The formulas from my previous post allow one to make comparisons between tubes loaded in the same manner. For example, if you wanted to compare the stiffness/weight for a steel tube and aluminum tube of identical dimension and loading, the equation would be S/A = ((Es*ODs^2)/(Ls^4*rhos))/((Ea*ODa^2)/(La^4*rhoa). OD and L cancel out since they are the same for this example and you're left with (Es*rhoa)/(Ea*rhos) = (29700*.098)/(10000*.284) = 1.02. So all else being equal, stiffness/weight for steel is 1.02X that for aluminum. In other words, steel and aluminum are nearly identical for this metric. You can use the equations to compare any other parameter of interest. These equations are good for comparisons only - to calculate actual values with units you'd need to know the loading and boundary conditions and then add the relevant constants to the equations.
Moof, nice looking carbon tubes with end fittings!
In the past I've bonded carbon fiber to metal using Hysol 9359.3. I think you'd be fine just using an outer aluminum sleeve bonded to the carbon.

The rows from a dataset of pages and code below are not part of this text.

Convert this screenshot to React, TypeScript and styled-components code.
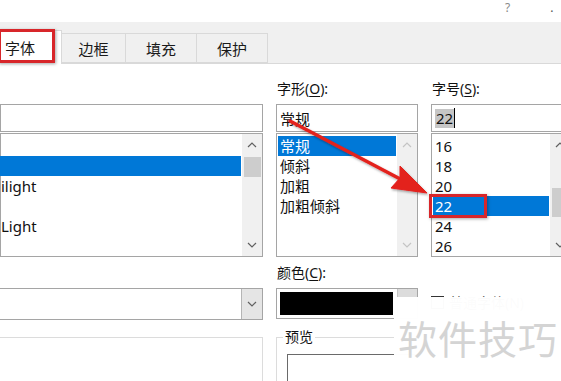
import styled, { createGlobalStyle } from 'styled-components';

const GlobalStyle = createGlobalStyle`
  html, body {
    margin: 0;
    padding: 0;
    background: #ffffff;
  }
  body {
    font-family: "Noto Sans", "Noto Sans CJK SC", sans-serif;
    color: #000000;
  }
`;

const fontRows = ['', '', 'ilight', '', 'Light', ''];
const styleRows = ['常规', '倾斜', '加粗', '加粗倾斜'];
const sizeRows = ['16', '18', '20', '22', '24', '26'];

const Chevron = ({ up, color }: { up?: boolean; color: string }) => (
  <svg width="10" height="6" viewBox="0 0 10 6">
    <path
      d={up ? 'M1 5 L5 1 L9 5' : 'M1 1 L5 5 L9 1'}
      fill="none"
      stroke={color}
      strokeWidth="1.2"
    />
  </svg>
);

type ScrollProps = { thumbTop?: number; thumbHeight?: number; disabled?: boolean };

const ScrollBar = ({ thumbTop, thumbHeight, disabled }: ScrollProps) => {
  const color = disabled ? '#c4c4c4' : '#606060';
  return (
    <Scroll>
      <ScrollButton>
        <Chevron up color={color} />
      </ScrollButton>
      <Track>
        {thumbHeight ? <Thumb $top={thumbTop ?? 0} $height={thumbHeight} /> : null}
      </Track>
      <ScrollButton>
        <Chevron color={color} />
      </ScrollButton>
    </Scroll>
  );
};

const App = () => {
  return (
    <Page>
      <GlobalStyle />
      <TitleBar>
        <Help>?</Help>
        <CloseDot>.</CloseDot>
      </TitleBar>

      <TabBar>
        <Tab $active>字体</Tab>
        <Tab $width={64}>边框</Tab>
        <Tab $width={71}>填充</Tab>
        <Tab $width={71}>保护</Tab>
      </TabBar>

      <Content>
        <Column>
          <Label>&nbsp;</Label>
          <TextBox />
          <ListBox>
            <Items $shift={-3}>
              {fontRows.map((r, i) => (
                <Row key={i} $selected={i === 1}>
                  {r}
                </Row>
              ))}
            </Items>
            <ScrollBar thumbTop={1} thumbHeight={20} />
          </ListBox>
        </Column>

        <Column>
          <Label>
            字形(<u>O</u>):
          </Label>
          <TextBox>常规</TextBox>
          <ListBox>
            <Items>
              {styleRows.map((r, i) => (
                <Row key={r} $selected={i === 0}>
                  {r}
                </Row>
              ))}
            </Items>
            <ScrollBar disabled />
          </ListBox>
        </Column>

        <Column>
          <Label>
            字号(<u>S</u>):
          </Label>
          <TextBox>
            <Selected>22</Selected>
            <Caret />
          </TextBox>
          <ListBox>
            <Items>
              {sizeRows.map((r) => (
                <Row key={r} $selected={r === '22'}>
                  {r}
                </Row>
              ))}
            </Items>
            <ScrollBar thumbTop={32} thumbHeight={29} />
          </ListBox>
        </Column>

        <Column>
          <Label $top>&nbsp;</Label>
          <Combo>
            <ComboButton>
              <Chevron color="#606060" />
            </ComboButton>
          </Combo>
          <PlainGroup />
        </Column>

        <Column>
          <Label $top>
            颜色(<u>C</u>):
          </Label>
          <ColorPicker>
            <Swatch />
            <ColorButton />
          </ColorPicker>
          <Group>
            <Legend>预览</Legend>
            <PreviewBox />
          </Group>
        </Column>

        <Column>
          <Label $top>&nbsp;</Label>
          <CheckRow>
            <CheckBox />
            <CheckText>普通字体(N)</CheckText>
          </CheckRow>
        </Column>
      </Content>

      <TabMark />
      <SizeMark />
      <Arrow width="561" height="381" viewBox="0 0 561 381">
        <defs>
          <filter id="sh" x="-10%" y="-10%" width="130%" height="130%">
            <feDropShadow dx="1" dy="1.5" stdDeviation="1.2" floodColor="#000" floodOpacity="0.35" />
          </filter>
        </defs>
        <g filter="url(#sh)" fill="#e3201f" stroke="#e3201f">
          <line x1="290" y1="121" x2="404" y2="181" strokeWidth="3.5" strokeLinecap="round" />
          <path d="M427 193 L400 166 L400 178 L391 188 Z" strokeWidth="1" strokeLinejoin="round" />
        </g>
      </Arrow>

      <Watermark>
        <WatermarkText>软件技巧</WatermarkText>
      </Watermark>
    </Page>
  );
};

const Page = styled.div`
  position: relative;
  width: 561px;
  height: 381px;
  overflow: hidden;
  background: #ffffff;
`;

const TitleBar = styled.div`
  display: flex;
  align-items: flex-start;
  height: 22px;
  padding: 1px 0 0 505px;
  box-sizing: border-box;
  font-size: 12px;
  color: #8a8a8a;
`;

const Help = styled.span`
  line-height: 14px;
`;

const CloseDot = styled.span`
  margin-left: 40px;
  line-height: 14px;
  color: #555;
`;

const TabBar = styled.div`
  display: flex;
  align-items: flex-end;
  height: 42px;
  background: #f0f0f0;
  border-bottom: 1px solid #d9d9d9;
  box-sizing: border-box;
  font-size: 15px;
`;

const Tab = styled.div<{ $active?: boolean; $width?: number }>`
  box-sizing: border-box;
  display: flex;
  align-items: center;
  justify-content: ${({ $active }) => ($active ? 'flex-start' : 'center')};
  width: ${({ $active, $width }) => ($active ? 62 : $width ?? 70)}px;
  height: ${({ $active }) => ($active ? 34 : 30)}px;
  padding-left: ${({ $active }) => ($active ? 5 : 0)}px;
  margin-bottom: ${({ $active }) => ($active ? -1 : 0)}px;
  background: ${({ $active }) => ($active ? '#ffffff' : '#f0f0f0')};
  border: 1px solid #d9d9d9;
  border-left: none;
  border-bottom: ${({ $active }) => ($active ? 'none' : '1px solid #d9d9d9')};
  color: #1a1a1a;
`;

const Content = styled.div`
  display: grid;
  grid-template-columns: 263px 142px 140px;
  column-gap: 13px;
  padding-top: 16px;
  font-size: 14px;
`;

const Column = styled.div`
  display: flex;
  flex-direction: column;
  min-width: 0;
`;

const Label = styled.div<{ $top?: boolean }>`
  height: 18px;
  line-height: 18px;
  margin-top: ${({ $top }) => ($top ? 7 : 0)}px;
  margin-bottom: 6px;
  padding-left: 1px;
  color: #111;

  u {
    text-underline-offset: 2px;
  }
`;

const TextBox = styled.div`
  box-sizing: border-box;
  display: flex;
  align-items: center;
  height: 28px;
  margin-left: -2px;
  padding-left: 5px;
  border: 1px solid #a5a5a5;
  font-size: 15px;
  color: #111;

  &:not(:first-child) {
    margin-left: 0;
    padding-left: 3px;
  }
`;

const Selected = styled.span`
  background: #c6c6c6;
  line-height: 19px;
  padding: 0 1px;
`;

const Caret = styled.span`
  width: 1px;
  height: 20px;
  background: #000;
`;

const ListBox = styled.div`
  box-sizing: border-box;
  display: flex;
  height: 124px;
  margin-top: 1px;
  border: 1px solid #a5a5a5;
  font-size: 15px;
`;

const Items = styled.div<{ $shift?: number }>`
  flex: 1;
  min-width: 0;
  padding: 2px 1px 0 1px;
  margin-left: ${({ $shift }) => $shift ?? 0}px;
`;

const Row = styled.div<{ $selected?: boolean }>`
  height: 20px;
  line-height: 20px;
  padding-left: 2px;
  white-space: nowrap;
  overflow: hidden;
  background: ${({ $selected }) => ($selected ? '#0078d7' : 'transparent')};
  color: ${({ $selected }) => ($selected ? '#ffffff' : '#111111')};
`;

const Scroll = styled.div`
  display: flex;
  flex-direction: column;
  width: 20px;
  background: #f0f0f0;
`;

const ScrollButton = styled.div`
  display: flex;
  align-items: center;
  justify-content: center;
  height: 22px;
`;

const Track = styled.div`
  flex: 1;
  padding: 0 1px 0 2px;
`;

const Thumb = styled.div<{ $top: number; $height: number }>`
  margin-top: ${({ $top }) => $top}px;
  height: ${({ $height }) => $height}px;
  background: #cdcdcd;
`;

const Combo = styled.div`
  box-sizing: border-box;
  display: flex;
  justify-content: flex-end;
  height: 32px;
  margin-left: -2px;
  border: 1px solid #a5a5a5;
  background: #ffffff;
`;

const ComboButton = styled.div`
  display: flex;
  align-items: center;
  justify-content: center;
  width: 20px;
  background: #e5e5e5;
  border-left: 1px solid #b5b5b5;
`;

const PlainGroup = styled.div`
  flex: 1;
  margin-top: 17px;
  margin-left: -2px;
  border: 1px solid #dcdcdc;
`;

const ColorPicker = styled.div`
  box-sizing: border-box;
  display: flex;
  height: 31px;
  border: 1px solid #a5a5a5;
  padding: 3px 0 3px 3px;
`;

const Swatch = styled.div`
  width: 113px;
  background: #000000;
`;

const ColorButton = styled.div`
  flex: 1;
  margin: -3px 0 -3px 4px;
  background: #dcdcdc;
  border-left: 1px solid #c4c4c4;
`;

const Group = styled.fieldset`
  flex: 1;
  margin: 9px 0 0;
  padding: 0 0 0 10px;
  border: 1px solid #dcdcdc;
  border-bottom: none;
  min-width: 0;
`;

const Legend = styled.legend`
  padding: 0 2px;
  margin-left: -4px;
  font-size: 14px;
  line-height: 18px;
  color: #111;
`;

const PreviewBox = styled.div`
  height: 40px;
  margin-top: 8px;
  border: 1px solid #6a6a6a;
  border-bottom: none;
  border-right: none;
`;

const CheckRow = styled.div`
  display: flex;
  align-items: flex-start;
  gap: 5px;
  margin-top: 8px;
`;

const CheckBox = styled.div`
  box-sizing: border-box;
  width: 13px;
  height: 13px;
  border: 1px solid #333;
`;

const CheckText = styled.span`
  font-size: 14px;
  line-height: 14px;
  color: #333;
`;

const Mark = styled.div`
  position: absolute;
  box-sizing: border-box;
  border: 3px solid #d8262a;
  box-shadow: 1px 1px 3px rgba(0, 0, 0, 0.35);
`;

const TabMark = styled(Mark)`
  left: -2px;
  top: 29px;
  width: 57px;
  height: 34px;
`;

const SizeMark = styled(Mark)`
  left: 429px;
  top: 194px;
  width: 58px;
  height: 24px;
`;

const Arrow = styled.svg`
  position: absolute;
  left: 0;
  top: 0;
  pointer-events: none;
`;

const Watermark = styled.div`
  position: absolute;
  left: 394px;
  top: 297px;
  right: 0;
  bottom: 0;
  padding: 17px 0 0 4px;
  background: rgba(255, 255, 255, 0.985);
`;

const WatermarkText = styled.div`
  font-family: "Noto Sans CJK SC", sans-serif;
  font-size: 39px;
  line-height: 46px;
  letter-spacing: 1px;
  color: #d4d4d4;
  white-space: nowrap;
`;

export default App;
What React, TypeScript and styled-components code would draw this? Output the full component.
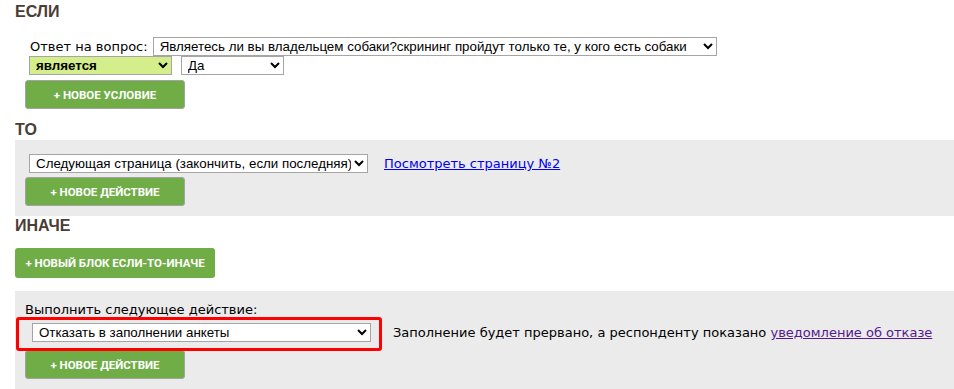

The inner sleeve would only be necessary if you had a very high compressive radial load. It is important for gluing carbon to metal that you leave a bond gap for the glue to fill. The bond gap is normally 0.01" to 0.025".
If drilling into carbon, Moof is right on with the diamond coating. You can also use carbide tooling but it will wear faster. Rule of thumb for drilling holes into carbon is to space the hole 4 diameters from the nearest edge. So for a 1/4" hole, you'd want the center of the hole at least 1" from the edge of the tube.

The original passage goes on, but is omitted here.